The crazy cold weather lately persuaded me that I needed a new hat. I decided it should be as green as I could make it.
I absolutely love this hat!
Pattern: Butterfly Hat by Sofiya Cremin, free pattern posted at Alice in Dilbertland.
Size: adult 20-22″ circumference
Yarn: Debbie Mumm Traditions by JoAnn, 75% acrylic 23% wool 2% other, worsted weight, color 08 Pine Needle
Needles: Knit Picks 8″ nickel-plated DPNs, size 5 (3.75mm) and size 7 (4.50mm)
Started: February 14, 2008
Finished: February 20, 2008
As written, this pattern came out perfectly. The fit is cozy and snug to my ears, without being tight at all, so it won’t leave marks in my forehead or mess up my hair like a lot of my other hats do.
It actually stretches large enough to fit my boyfriend’s head, but I think if I were to knit him one I would add a sequence of butterflies to get a better length. He said how much he wanted one until I referred to them that way, then he recoiled in horror and asked if he could have beetles or scarabs instead. I suggested we call them Mothra, and he was happy. Such a boy.
I did the ribbing for it on Valentine’s Day (immediately after casting off my Hedera socks), but I actually knit it all in a few hours yesterday, as I started feeling progressively sicker. I should note, by way of excuse for my appearance, that I am home sick today after staying up most of the night with something gross (you don’t want to know). That I could still genuinely love knitting this hat while sick is a testament to what a fun, easy, and charming little project it is.
What really makes this hat for me is the butterflies. As I showed yesterday, this little butterfly stitch is made by a series of floats, which are then picked up and transformed into a charming detail.
As an added bonus, they kind of pull the fabric around them a little snugger like smocking, which makes cute puffs. When strategically placed at the edges of the DPNs where I usually get ladders, they remedy it beautifully.

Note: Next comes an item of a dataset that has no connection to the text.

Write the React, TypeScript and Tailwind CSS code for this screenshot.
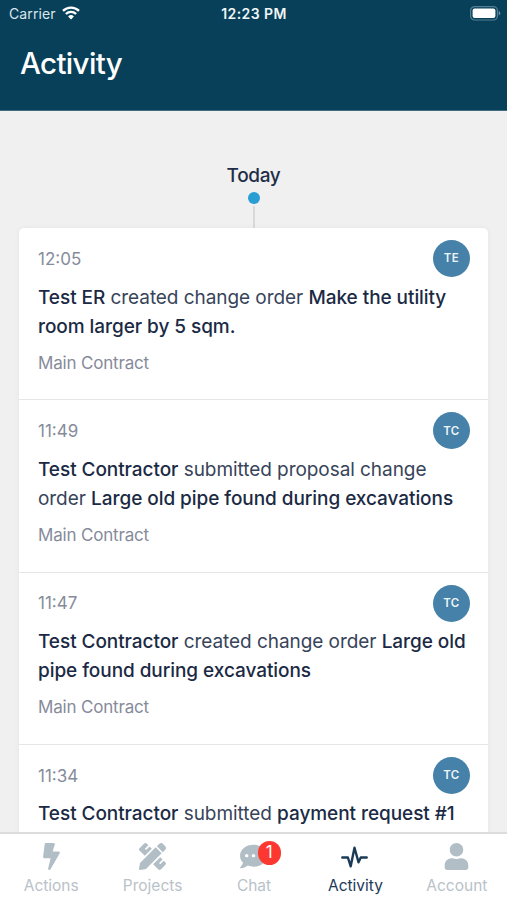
import type { ReactNode } from "react";
import { FaBolt, FaCommentDots, FaPencilRuler, FaUser } from "react-icons/fa";

const ACTIVITIES = [
  { time: "12:05", initials: "TE", actor: "Test ER", action: "created change order", subject: "Make the utility room larger by 5 sqm." },
  { time: "11:49", initials: "TC", actor: "Test Contractor", action: "submitted proposal change order", subject: "Large old pipe found during excavations" },
  { time: "11:47", initials: "TC", actor: "Test Contractor", action: "created change order", subject: "Large old pipe found during excavations" },
  { time: "11:34", initials: "TC", actor: "Test Contractor", action: "submitted", subject: "payment request #1" },
];

function StatusBar() {
  return (
    <div className="grid h-7 grid-cols-3 items-center pl-[9px] pr-[6px] text-[14px] leading-none">
      <div className="flex items-center gap-[6px]">
        <span className="tracking-[0.1px] text-[#dbe6ec]">Carrier</span>
        <svg className="-mt-[2px]" width="18" height="14" viewBox="0 0 18 14" fill="none" stroke="#fff" strokeWidth="2.4">
          <path d="M1 4.9a11.5 11.5 0 0 1 16 0" />
          <path d="M3.9 8a7.3 7.3 0 0 1 10.2 0" />
          <path d="M9 13.4 6.1 10.5a4.1 4.1 0 0 1 5.8 0z" fill="#fff" stroke="none" />
        </svg>
      </div>
      <span className="-ml-[2px] text-center font-semibold tracking-[0.4px] text-[#f0f5f7]">12:23 PM</span>
      <svg className="-mt-[1px] justify-self-end" width="31" height="15" viewBox="0 0 31 15" fill="none">
        <rect x="0.6" y="0.6" width="26.8" height="13.4" rx="4" stroke="#527f95" strokeWidth="1.2" />
        <rect x="2.6" y="2.6" width="22.8" height="9.4" rx="2" fill="#fff" />
        <path d="M28.7 5.1v4.4c1-.4 1.6-1.2 1.6-2.2s-.6-1.8-1.6-2.2z" fill="#6f93a5" />
      </svg>
    </div>
  );
}

function ActivityRow({ time, initials, actor, action, subject }: (typeof ACTIVITIES)[number]) {
  return (
    <li className="h-[172.3px] shrink-0 border-b border-[#e6e6e6] pt-3 pr-[18px] pl-[19px]">
      <div className="flex h-[37px] items-center justify-between">
        <span className="pt-[2px] text-[17px] text-[#868b9b]">{time}</span>
        <span className="flex size-[37px] items-center justify-center rounded-full bg-[#4581a8] pt-[1px] text-[11.5px] font-semibold tracking-[0.4px] text-[#eef5f9]">
          {initials}
        </span>
      </div>
      <p className="mt-[5.6px] text-[19px] leading-[29.3px] tracking-[-0.06px] text-[#37445a]">
        <span className="font-medium text-[#1b2a44]">{actor}</span> {action}{" "}
        <span className="font-medium text-[#1b2a44]">{subject}</span>
      </p>
      <p className="mt-[8.4px] text-[17px] leading-[26px] tracking-[-0.18px] text-[#868b9b]">Main Contract</p>
    </li>
  );
}

function Tab({ label, active, children }: { label: string; active?: boolean; children: ReactNode }) {
  return (
    <a className={`flex flex-1 flex-col items-center pt-2 ${active ? "text-[#1b3a56]" : "text-[#b2bec5]"}`}>
      <span className="relative flex h-[29px] items-center justify-center">{children}</span>
      <span className={`mt-[5px] ml-[1px] text-[15.5px] leading-[20px] ${active ? "text-[#1b3a56]" : "text-[#b9c2c8]"}`}>{label}</span>
    </a>
  );
}

export default function App() {
  return (
    <div className="flex h-[900px] w-[507px] flex-col overflow-hidden bg-[#f0f0f0] font-['Inter','Liberation_Sans',sans-serif]">
      <header className="h-[111px] shrink-0 border-b border-[#416c80] bg-[#084059] text-white">
        <StatusBar />
        <h1 className="mt-[14px] pl-[20px] text-[29.5px] font-medium leading-[42px] tracking-[-0.65px]">Activity</h1>
      </header>

      <main className="flex min-h-0 flex-1 flex-col overflow-hidden px-[19px] pt-[50px]">
        {/* Day marker */}
        <div className="flex h-[67px] shrink-0 flex-col items-center">
          <h2 className="pt-[1px] text-[19px] font-medium leading-[28px] tracking-[-0.35px] text-[#1f2d48]">Today</h2>
          <span className="mt-[2px] size-3 shrink-0 rounded-full bg-[#2a9dd3]" />
          <span className="mt-[2px] w-[2px] flex-1 bg-[#d9d9d9]" />
        </div>

        <ul className="flex flex-col rounded-t-[5px] bg-white shadow-[0_0_5px_rgba(0,0,0,0.05)]">
          {ACTIVITIES.map((activity) => (
            <ActivityRow key={activity.time} {...activity} />
          ))}
        </ul>
      </main>

      <nav className="z-10 flex h-[68px] shrink-0 border-t-2 border-[#dcdcdc] bg-white">
        <Tab label="Actions">
          <FaBolt size={27} className="ml-[1px]" />
        </Tab>
        <Tab label="Projects">
          <FaPencilRuler size={27} className="ml-[1px]" />
        </Tab>
        <Tab label="Chat">
          <FaCommentDots size={27} />
          <span className="absolute -top-[1px] left-[17.5px] flex size-[23.5px] items-center justify-center rounded-full bg-[#fc3830] text-[17px] leading-none text-white">
            1
          </span>
        </Tab>
        <Tab label="Activity" active>
          <svg width="27" height="22" viewBox="0 0 27 22" fill="none" stroke="currentColor" strokeWidth="2.4" strokeLinecap="round" strokeLinejoin="round">
            <path d="M1.3 11.5h5.6l2.8 8.8L13.5 1.7l4 14.6 2.3-4.8h5.9" />
          </svg>
        </Tab>
        <Tab label="Account">
          <FaUser size={27} />
        </Tab>
      </nav>
    </div>
  );
}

The math in this pattern is intuitive and elegant, which of course I love. It has perfect symmetry all around, and it’s addictive knitting at its best. I got really lucky with the way the colors blended to the crown, and I love the star shape of the bright green decreases.
I would be remiss if I didn’t talk a little bit about the yarn. The initial reviews I read about it were that it has gorgeous blending colors, but that knitters hated working with it. It got panned on Ravelry, and I noticed very few people were making projects with it. (I actually found this hat pattern because I saw the designer had made a hat in this yarn, and I loved it so much I just needed one of my own.)
It completely surpassed my expectations in terms of color. It is so rich, saturated, and vibrant that I am instantly happy just looking at it. The color transitions are nice and gradual, forming subtle bands.
Where I think people have a problem with this yarn is in its structure. It is essentially a tube of loosely spun wool (hence its crazy softness), wrapped around a black acrylic core (which gives it strength and integrity). The reviews I read complained of its tendency to spin and bunch up on itself, revealing the black core. I checked it out and resorted to my primary reaction to most things in life: “It is what it is.”
Recognizing that this was just its unique structure, I had to adjust my tension, hold it very gently, and work at a slightly looser gauge than I usually knit. This actually ended up being very good for my hands, as well as preserving the design elements of this hat.
I found that if I worked from the center of the ball and gently pulled about an arm’s length or two of yarn out at a time, very loosely, I could knit without straining the yarn. As soon as an obstacle got in the way or I started holding it too tightly, I saw the effect others got, but it was easy enough to redistribute the wool and keep happily knitting. Once knit, the stitches were firm and well-defined, yet wonderfully soft against the skin. I had no trouble with splitting or snagging.
I would definitely encourage others to try this yarn and enjoy its beauty without stressing about its handling properties. In the end, I think that its structure is what makes it such a pleasure to wear. I definitely would not wind it on a ball-winder or over-handle it, and sharply-pointed metal needles are definitely the way to go. The way it is packaged will tell you everything you need to know about how it wants to be handled.
It is possible that the care and gentleness I exhibited toward the yarn is part of why I feel such endearing tenderness toward this hat. I am almost certain I will knit this pattern again – I really can’t recommend it highly enough. I also like the yarn so much I’m going to make matching mitts with my second ball of it.